Anglo PGM production up by 2% in H1

Anglo American Platinum announces strong financial results on back of robust market fundamentals! According to the key highlights, zero fatalities in H1 2019 at own managed operations, with the total recordable injury frequency rate (TRCFR) declining to the lowest on record & Strong Environmental, Social and Governance (ESG) credentials-achieving global recognition, placing first in Sustainalytics’ ranking of the precious metals sector (of 55 peers).

 

From financial aspect, they say, ‘Continued commitment to delivering industry leading returns to shareholders.’ Their EBITDA growth of 82% to R12.4 billion and accordingly headline earnings per share up 120% to R28.15 per share & also return on capital employed (ROCE) increased to 45%.              Diversified PGM basket continued to drive earnings, with the Rand basket price up 33% per platinum ounce sold, on strong fundamentals.

 

According to the Anglo American Platinum’s planning, ‘the Steady PGM production in H2 is expected to deliver increased production.

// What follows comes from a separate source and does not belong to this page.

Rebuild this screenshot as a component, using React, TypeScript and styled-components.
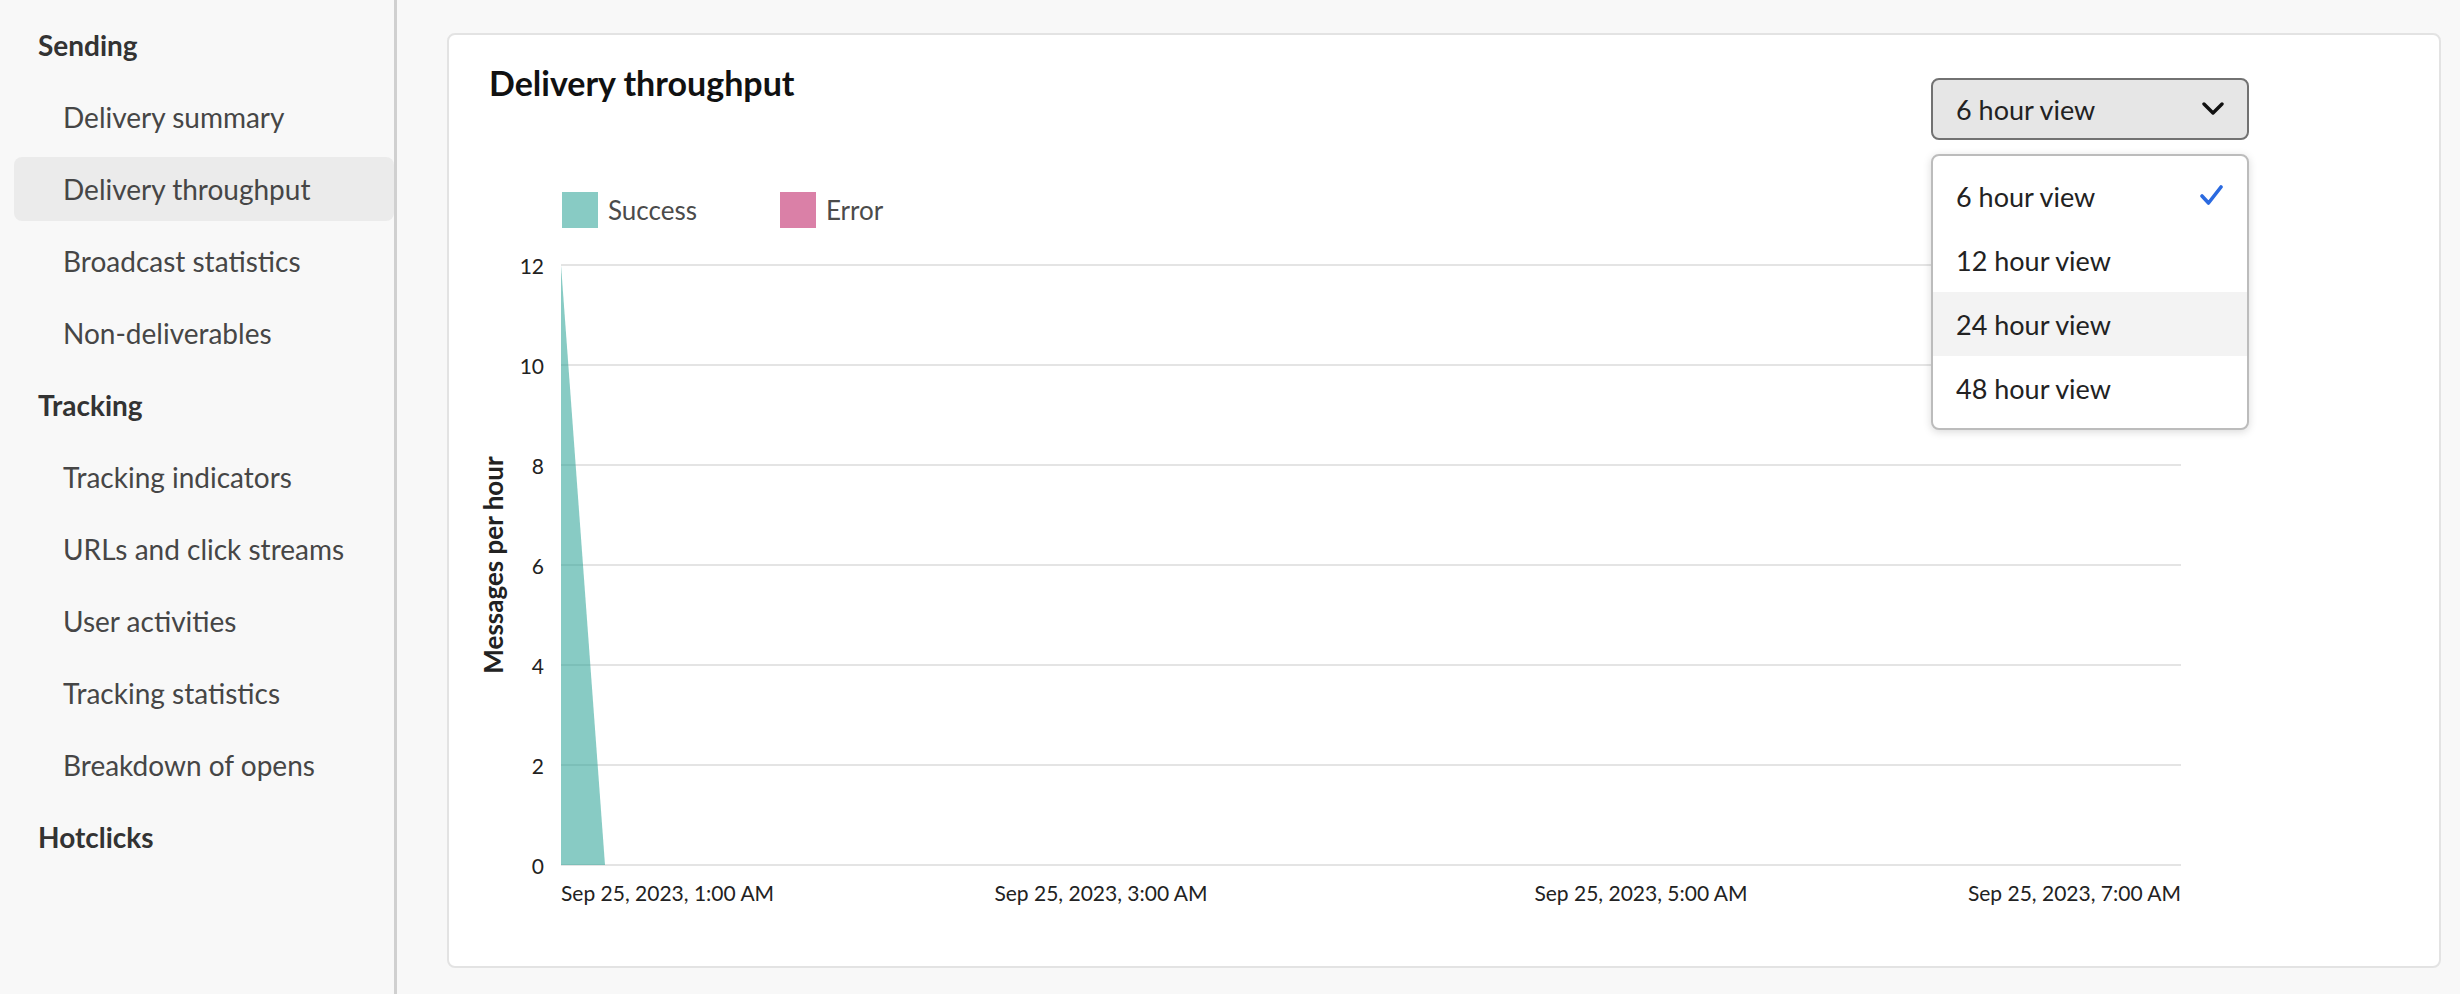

Project studies ongoing for value-enhancing projects at Mogalakwena & Mototolo/Der Brochen.

 

Anglo American Platinum reported another strong set of financial results, accompanied by an improvement in the overall safety performance of the business, reflecting management’s commitment to ensuring safe production while delivering value.

 

The Company benefited from much stronger global prices for the basket of platinum group metals (PGMs), particularly palladium and rhodium, and from a weaker rand against the US dollar. Operational performance was steady despite Eskom power outages and an unprotected strike at Mototolo Mine, and a stronger operational performance is expected in H2 2019.

 

Commenting on the results, Anglo American Platinum CEO Chris Griffith said: “We are pleased to report that Anglo American Platinum has delivered safe, responsible and profitable production in H1 2019. We are committed to eliminating fatal incidents on a permanent basis and ensuring safe operations, while delivering leading returns in the PGM industry.

 

Thanks in part to strong fundamentals for the PGM basket price, we have increased EBITDA by 82% to R12.4 billion, resulting in an increase in the EBITDA margin to 32% and doubling our return on capital employed (ROCE) to 45%.”

 

A temporary increase in work in progress (WIP) inventory should be largely refined in H2 2019. Despite this temporary increase in inventory, the Company generated operating free cash flow of R4.3 billion, further strengthening the balance sheet to a net cash position of R6.0 billion. This compares to the R2.9 billion net cash position at 31 December 2018.

 

The Company maintained stable PGM production (expressed as platinum, palladium, rhodium, gold, iridium and ruthenium metal in concentrate) in the period, with output decreasing marginally by 2% year-on-year to 2,146,900 ounces due to Eskom power disruptions in Q1, the unprotected strike at Mototolo in Q2, as well as once-off production benefits at Mototolo, Modikwa and Unki in the prior period. Platinum production decreased 3% to 515,800 ounces and palladium declined 4% to 417,500 ounces.

 

The Company has maintained its production outlook for the full year of 4.2 to 4.5 million PGM ounces (excluding toll material), with PGM sales volumes expected to be in line with refined production of 4.6 to 4.9 million PGM ounces.